Mercedes turned heads in the paddock when it debuted a radical new sidepod design during the second week of testing in Bahrain, but the concept has not been delivering what the team expected from it. 

Mercedes are set to bring ‘phased’ updates to the W13 over the coming races, with the first planned for introduction at the Australian Grand Prix as the team looks to get a handle on its problems.

It is understood that a new rear wing will be among the first updates to come in Melbourne in a bid to fix the W13’s drag issue. A new floor is also expected to be introduced at Imola. 

“We're under no illusions what that performance gap is and in Jeddah, it was ultimately a bit bigger than in Bahrain,” Mercedes trackside engineering director Andrew Shovlin said in the team’s post-race debrief video from Jeddah. 

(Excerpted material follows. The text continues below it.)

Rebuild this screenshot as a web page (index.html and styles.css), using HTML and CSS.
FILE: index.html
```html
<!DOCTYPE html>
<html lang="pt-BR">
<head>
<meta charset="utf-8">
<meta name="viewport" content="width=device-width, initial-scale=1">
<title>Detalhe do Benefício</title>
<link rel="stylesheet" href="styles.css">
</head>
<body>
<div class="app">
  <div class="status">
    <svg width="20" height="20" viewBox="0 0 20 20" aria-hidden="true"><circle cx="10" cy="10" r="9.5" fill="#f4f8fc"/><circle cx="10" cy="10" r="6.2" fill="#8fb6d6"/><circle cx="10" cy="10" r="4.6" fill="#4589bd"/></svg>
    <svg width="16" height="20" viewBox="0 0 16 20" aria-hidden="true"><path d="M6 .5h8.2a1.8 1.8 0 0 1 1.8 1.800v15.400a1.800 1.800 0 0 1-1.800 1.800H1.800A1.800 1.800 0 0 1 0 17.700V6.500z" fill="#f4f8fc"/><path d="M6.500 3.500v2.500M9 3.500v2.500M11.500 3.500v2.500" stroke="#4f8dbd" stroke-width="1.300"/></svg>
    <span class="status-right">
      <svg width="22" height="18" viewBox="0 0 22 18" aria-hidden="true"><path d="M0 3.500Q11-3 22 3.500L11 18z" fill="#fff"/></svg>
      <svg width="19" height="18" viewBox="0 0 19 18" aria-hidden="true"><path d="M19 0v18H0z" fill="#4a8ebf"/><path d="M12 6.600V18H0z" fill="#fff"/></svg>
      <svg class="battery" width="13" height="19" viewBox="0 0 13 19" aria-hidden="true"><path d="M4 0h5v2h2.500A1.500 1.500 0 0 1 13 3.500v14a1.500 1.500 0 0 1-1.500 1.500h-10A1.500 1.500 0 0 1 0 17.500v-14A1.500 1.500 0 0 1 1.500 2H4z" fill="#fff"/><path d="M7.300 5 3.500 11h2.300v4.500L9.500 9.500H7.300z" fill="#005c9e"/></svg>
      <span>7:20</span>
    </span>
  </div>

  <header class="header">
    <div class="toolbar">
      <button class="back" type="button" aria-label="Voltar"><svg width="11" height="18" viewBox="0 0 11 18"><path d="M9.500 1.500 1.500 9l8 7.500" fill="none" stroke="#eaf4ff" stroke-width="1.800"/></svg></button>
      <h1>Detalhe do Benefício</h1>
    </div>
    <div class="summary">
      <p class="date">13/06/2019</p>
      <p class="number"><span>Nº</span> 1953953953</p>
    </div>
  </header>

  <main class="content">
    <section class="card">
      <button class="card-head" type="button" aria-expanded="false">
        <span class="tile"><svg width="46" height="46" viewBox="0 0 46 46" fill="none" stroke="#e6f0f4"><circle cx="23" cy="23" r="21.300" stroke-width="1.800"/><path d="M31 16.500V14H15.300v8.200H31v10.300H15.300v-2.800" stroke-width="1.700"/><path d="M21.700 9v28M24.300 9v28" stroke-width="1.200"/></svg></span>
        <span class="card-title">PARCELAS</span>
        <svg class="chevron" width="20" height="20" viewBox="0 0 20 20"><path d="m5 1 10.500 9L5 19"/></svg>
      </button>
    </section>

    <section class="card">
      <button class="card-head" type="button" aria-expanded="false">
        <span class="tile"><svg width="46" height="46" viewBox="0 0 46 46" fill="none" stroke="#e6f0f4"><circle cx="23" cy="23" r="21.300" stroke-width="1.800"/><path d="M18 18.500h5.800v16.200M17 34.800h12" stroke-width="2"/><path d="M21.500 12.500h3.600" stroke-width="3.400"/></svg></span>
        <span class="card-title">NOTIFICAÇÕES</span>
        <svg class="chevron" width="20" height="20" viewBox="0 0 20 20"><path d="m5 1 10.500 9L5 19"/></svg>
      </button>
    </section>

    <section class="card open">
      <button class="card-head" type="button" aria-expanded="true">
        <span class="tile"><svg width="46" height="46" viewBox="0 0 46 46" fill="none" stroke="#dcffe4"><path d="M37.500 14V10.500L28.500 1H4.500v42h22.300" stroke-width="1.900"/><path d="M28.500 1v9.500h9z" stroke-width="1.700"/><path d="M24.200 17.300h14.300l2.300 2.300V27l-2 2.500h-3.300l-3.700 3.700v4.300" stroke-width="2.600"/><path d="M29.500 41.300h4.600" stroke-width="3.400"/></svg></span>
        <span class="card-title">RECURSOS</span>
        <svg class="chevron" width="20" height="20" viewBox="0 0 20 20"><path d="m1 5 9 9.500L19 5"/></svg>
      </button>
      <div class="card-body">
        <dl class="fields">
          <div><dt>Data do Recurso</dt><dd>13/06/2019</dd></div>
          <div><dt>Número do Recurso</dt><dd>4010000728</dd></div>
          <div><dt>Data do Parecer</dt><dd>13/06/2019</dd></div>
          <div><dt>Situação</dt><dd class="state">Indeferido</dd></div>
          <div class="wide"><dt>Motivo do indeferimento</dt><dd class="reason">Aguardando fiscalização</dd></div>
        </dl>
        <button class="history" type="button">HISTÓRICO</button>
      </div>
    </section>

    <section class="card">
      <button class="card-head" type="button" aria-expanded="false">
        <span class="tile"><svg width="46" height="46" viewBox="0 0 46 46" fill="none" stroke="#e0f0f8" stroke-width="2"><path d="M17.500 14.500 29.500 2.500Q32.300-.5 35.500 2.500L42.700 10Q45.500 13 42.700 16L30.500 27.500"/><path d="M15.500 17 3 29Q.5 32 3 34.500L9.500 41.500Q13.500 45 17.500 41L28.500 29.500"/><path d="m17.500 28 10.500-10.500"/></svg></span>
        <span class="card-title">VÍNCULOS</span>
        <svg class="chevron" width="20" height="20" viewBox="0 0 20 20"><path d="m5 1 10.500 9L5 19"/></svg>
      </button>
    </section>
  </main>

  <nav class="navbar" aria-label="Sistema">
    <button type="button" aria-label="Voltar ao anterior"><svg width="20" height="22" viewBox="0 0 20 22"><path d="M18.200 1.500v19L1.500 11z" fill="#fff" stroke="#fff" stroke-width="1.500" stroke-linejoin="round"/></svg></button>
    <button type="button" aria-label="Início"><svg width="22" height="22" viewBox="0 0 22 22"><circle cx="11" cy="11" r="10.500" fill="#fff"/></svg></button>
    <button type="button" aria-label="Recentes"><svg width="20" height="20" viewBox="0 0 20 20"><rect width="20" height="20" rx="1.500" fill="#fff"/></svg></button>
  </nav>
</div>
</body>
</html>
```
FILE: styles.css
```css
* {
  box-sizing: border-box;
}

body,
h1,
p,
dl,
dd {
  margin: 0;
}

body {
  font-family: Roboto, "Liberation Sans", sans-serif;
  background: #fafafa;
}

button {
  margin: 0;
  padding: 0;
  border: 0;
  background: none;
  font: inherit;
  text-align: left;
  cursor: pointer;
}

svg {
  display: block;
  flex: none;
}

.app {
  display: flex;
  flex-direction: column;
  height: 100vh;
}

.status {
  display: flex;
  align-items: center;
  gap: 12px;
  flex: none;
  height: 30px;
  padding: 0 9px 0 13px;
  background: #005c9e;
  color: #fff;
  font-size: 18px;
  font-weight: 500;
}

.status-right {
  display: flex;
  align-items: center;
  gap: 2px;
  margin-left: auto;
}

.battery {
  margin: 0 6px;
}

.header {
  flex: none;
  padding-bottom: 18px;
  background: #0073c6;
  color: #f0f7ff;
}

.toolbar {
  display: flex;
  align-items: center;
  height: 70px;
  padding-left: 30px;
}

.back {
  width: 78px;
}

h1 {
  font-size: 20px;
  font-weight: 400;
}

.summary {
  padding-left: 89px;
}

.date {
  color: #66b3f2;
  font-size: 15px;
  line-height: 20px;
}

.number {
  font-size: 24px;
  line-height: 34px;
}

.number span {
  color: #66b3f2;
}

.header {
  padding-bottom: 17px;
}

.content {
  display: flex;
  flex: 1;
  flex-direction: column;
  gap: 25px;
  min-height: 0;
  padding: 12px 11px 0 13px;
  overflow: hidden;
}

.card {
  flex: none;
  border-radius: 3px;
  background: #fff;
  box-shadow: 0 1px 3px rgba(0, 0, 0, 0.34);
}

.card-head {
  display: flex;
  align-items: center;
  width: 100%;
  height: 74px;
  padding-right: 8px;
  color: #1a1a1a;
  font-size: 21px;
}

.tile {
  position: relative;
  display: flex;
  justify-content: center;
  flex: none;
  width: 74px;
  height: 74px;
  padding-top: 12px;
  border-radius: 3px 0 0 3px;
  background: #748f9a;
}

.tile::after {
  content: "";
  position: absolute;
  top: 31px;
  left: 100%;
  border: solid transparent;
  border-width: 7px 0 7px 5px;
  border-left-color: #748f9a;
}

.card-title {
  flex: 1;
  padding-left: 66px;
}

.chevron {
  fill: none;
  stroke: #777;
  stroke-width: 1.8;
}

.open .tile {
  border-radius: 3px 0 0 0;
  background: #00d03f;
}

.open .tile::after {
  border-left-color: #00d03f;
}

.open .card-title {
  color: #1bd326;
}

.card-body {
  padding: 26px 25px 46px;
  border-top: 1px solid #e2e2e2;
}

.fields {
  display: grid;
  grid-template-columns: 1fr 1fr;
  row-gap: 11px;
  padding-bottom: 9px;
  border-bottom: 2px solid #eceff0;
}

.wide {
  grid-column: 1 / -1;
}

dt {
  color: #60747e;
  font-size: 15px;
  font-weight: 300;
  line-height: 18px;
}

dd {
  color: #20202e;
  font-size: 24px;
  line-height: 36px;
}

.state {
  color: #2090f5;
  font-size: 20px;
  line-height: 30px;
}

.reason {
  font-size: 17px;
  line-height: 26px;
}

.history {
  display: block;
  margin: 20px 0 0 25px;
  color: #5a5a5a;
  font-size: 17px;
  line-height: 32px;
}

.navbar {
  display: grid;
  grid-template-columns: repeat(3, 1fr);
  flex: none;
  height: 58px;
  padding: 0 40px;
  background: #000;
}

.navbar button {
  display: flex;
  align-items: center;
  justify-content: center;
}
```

“But we've got quite a lot to find both in qualifying and on the long run if we want to challenge the Ferrari and the Red Bull cars. However, behind us it looks like we have a bit of margin to that midfield. 

“We need to do a good job to be ahead of them, but we have a bit of margin and that buys us a bit of breathing space to allow us to experiment on the weekends, to try and bring solutions to lift the level of performance of the car. 

“Ultimately though, this is a problem that is going to be fixed back at the factories both in Brackley and Brixworth. Everyone is working very hard to try and understand the issue and bring solutions and we are going to be doing that in a phased way over the next few races. 

“At the track we are going to be doing as much as we can to minimise damage, to score as many points as possible. 

“So, really there are two elements to this: maximising the performance in a given weekend but then the bigger part of this is trying to get back to a level where we can compete for pole positions and for race wins.”